Entries provided =
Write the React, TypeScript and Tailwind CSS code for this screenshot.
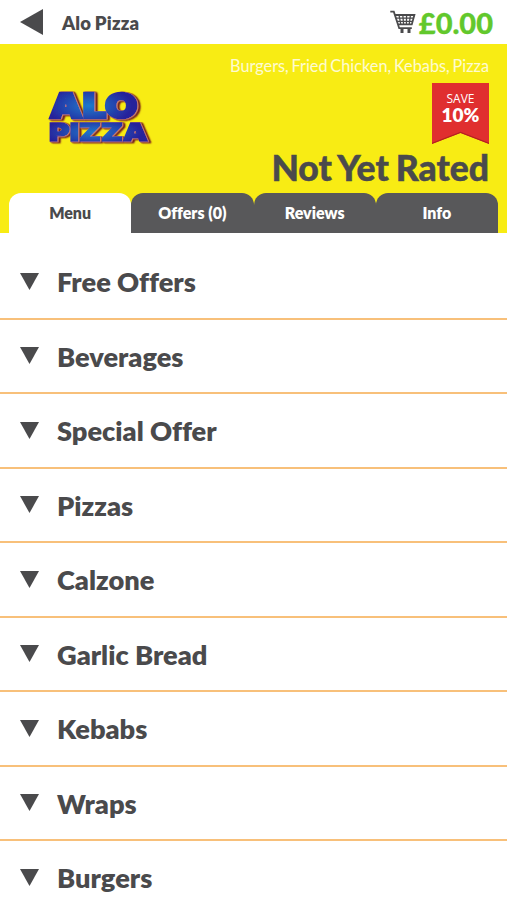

...

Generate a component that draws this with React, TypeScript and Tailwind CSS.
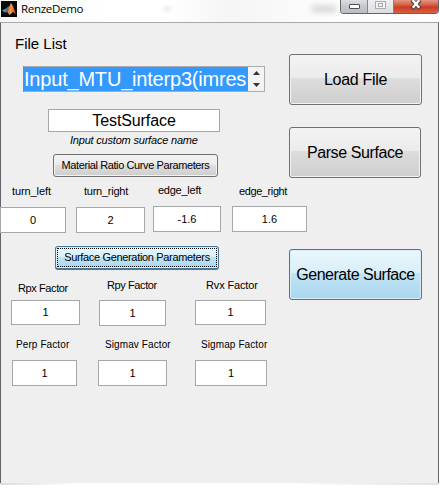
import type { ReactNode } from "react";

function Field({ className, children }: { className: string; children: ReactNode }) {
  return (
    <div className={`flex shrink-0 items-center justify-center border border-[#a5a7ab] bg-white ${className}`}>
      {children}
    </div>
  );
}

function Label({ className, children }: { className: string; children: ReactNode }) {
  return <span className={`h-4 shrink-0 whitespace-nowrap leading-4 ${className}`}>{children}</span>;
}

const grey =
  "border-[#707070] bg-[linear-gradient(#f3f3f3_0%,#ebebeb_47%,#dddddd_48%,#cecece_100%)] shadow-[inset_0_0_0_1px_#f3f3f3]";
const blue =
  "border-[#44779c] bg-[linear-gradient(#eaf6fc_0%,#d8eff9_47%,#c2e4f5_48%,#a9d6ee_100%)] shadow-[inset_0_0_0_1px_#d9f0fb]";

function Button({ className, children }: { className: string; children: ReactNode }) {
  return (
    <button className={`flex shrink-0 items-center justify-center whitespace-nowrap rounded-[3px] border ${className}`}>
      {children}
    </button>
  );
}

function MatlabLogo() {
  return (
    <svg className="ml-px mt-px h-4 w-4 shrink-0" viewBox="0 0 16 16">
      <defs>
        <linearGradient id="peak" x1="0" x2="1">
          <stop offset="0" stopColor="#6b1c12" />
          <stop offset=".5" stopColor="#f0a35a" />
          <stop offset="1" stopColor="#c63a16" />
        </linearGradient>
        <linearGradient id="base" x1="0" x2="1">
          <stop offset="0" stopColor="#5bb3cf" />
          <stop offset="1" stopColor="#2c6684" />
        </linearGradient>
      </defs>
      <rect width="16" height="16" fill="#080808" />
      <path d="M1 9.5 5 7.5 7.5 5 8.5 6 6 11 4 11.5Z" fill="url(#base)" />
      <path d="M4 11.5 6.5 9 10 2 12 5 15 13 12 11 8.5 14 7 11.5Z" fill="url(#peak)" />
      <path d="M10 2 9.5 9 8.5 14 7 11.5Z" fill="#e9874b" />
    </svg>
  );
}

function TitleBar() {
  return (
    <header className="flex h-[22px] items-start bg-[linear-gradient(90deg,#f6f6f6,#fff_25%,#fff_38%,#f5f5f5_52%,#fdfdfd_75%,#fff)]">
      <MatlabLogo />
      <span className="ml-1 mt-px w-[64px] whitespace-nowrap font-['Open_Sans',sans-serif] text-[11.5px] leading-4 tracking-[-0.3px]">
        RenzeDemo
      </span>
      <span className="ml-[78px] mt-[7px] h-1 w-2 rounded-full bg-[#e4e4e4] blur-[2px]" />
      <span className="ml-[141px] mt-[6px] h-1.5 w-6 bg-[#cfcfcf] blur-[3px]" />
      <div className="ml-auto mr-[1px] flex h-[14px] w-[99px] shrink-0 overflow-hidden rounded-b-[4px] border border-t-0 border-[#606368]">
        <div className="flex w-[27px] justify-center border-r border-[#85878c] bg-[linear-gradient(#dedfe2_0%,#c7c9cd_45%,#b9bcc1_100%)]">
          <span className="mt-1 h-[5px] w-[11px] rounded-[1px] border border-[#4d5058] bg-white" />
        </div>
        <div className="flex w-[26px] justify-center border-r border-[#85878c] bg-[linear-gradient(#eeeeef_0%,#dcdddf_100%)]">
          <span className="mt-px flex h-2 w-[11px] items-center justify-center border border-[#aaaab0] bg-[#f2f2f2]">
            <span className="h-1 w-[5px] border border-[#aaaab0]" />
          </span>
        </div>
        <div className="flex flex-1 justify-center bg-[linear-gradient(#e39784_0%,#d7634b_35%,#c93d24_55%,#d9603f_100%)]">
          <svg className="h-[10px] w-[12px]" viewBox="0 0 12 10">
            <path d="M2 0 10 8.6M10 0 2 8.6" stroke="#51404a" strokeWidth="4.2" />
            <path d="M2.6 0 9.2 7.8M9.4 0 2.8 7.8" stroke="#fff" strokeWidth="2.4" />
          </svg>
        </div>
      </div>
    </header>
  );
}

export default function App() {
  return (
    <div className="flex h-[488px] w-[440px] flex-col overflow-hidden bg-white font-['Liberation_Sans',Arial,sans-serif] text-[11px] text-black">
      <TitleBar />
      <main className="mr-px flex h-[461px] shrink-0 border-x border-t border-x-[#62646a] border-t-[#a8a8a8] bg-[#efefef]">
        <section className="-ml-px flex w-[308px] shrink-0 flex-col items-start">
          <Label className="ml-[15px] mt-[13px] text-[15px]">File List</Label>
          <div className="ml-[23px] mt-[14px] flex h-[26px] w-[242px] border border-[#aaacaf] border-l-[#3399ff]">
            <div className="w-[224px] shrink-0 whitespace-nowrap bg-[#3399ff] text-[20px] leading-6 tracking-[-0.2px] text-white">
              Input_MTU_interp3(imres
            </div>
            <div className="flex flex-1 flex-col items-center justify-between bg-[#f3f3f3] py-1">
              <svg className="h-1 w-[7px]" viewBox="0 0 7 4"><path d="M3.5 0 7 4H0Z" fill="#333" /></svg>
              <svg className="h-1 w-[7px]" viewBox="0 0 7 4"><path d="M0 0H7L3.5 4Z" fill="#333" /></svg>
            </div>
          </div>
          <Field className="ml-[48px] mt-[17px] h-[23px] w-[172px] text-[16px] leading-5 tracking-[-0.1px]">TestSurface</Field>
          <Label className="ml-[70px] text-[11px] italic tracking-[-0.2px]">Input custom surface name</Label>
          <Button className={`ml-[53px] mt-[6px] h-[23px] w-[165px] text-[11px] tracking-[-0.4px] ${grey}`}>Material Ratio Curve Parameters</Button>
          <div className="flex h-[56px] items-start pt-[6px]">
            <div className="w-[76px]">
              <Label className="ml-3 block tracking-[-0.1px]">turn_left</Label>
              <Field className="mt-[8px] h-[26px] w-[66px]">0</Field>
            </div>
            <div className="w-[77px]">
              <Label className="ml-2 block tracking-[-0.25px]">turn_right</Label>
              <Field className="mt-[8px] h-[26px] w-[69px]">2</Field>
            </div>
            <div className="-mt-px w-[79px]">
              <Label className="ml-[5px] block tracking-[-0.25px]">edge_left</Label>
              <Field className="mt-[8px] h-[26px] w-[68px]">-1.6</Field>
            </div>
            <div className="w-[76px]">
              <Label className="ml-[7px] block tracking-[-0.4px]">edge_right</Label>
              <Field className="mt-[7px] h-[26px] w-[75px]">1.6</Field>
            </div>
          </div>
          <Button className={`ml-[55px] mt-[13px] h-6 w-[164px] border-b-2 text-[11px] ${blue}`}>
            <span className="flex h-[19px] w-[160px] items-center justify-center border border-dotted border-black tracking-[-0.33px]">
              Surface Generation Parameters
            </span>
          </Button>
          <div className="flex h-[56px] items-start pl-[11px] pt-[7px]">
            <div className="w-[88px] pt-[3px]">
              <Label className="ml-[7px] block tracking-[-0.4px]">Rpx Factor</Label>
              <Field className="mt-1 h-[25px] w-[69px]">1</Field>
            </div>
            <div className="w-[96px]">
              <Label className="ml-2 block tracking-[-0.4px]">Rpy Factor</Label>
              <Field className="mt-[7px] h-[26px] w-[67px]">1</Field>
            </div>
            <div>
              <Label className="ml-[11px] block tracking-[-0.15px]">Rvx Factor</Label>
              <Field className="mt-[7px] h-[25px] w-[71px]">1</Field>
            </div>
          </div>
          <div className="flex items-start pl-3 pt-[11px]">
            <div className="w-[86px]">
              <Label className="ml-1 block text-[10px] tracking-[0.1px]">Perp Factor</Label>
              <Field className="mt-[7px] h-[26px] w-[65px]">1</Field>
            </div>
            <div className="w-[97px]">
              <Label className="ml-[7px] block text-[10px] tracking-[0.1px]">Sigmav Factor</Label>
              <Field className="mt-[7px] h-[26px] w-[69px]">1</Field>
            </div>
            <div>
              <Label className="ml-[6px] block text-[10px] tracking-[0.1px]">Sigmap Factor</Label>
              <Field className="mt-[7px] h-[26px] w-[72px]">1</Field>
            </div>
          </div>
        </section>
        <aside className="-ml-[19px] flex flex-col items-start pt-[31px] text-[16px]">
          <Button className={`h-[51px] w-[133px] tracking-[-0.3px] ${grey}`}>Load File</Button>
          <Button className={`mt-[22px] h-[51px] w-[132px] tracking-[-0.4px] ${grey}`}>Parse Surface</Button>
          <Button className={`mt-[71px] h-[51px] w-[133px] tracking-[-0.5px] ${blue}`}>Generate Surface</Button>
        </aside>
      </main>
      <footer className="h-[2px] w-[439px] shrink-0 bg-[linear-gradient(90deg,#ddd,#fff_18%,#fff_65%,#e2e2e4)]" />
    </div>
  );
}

Exercise description =
Give only the number of lines in the entries above that contain the string "TypeScript".

Complete answer =
2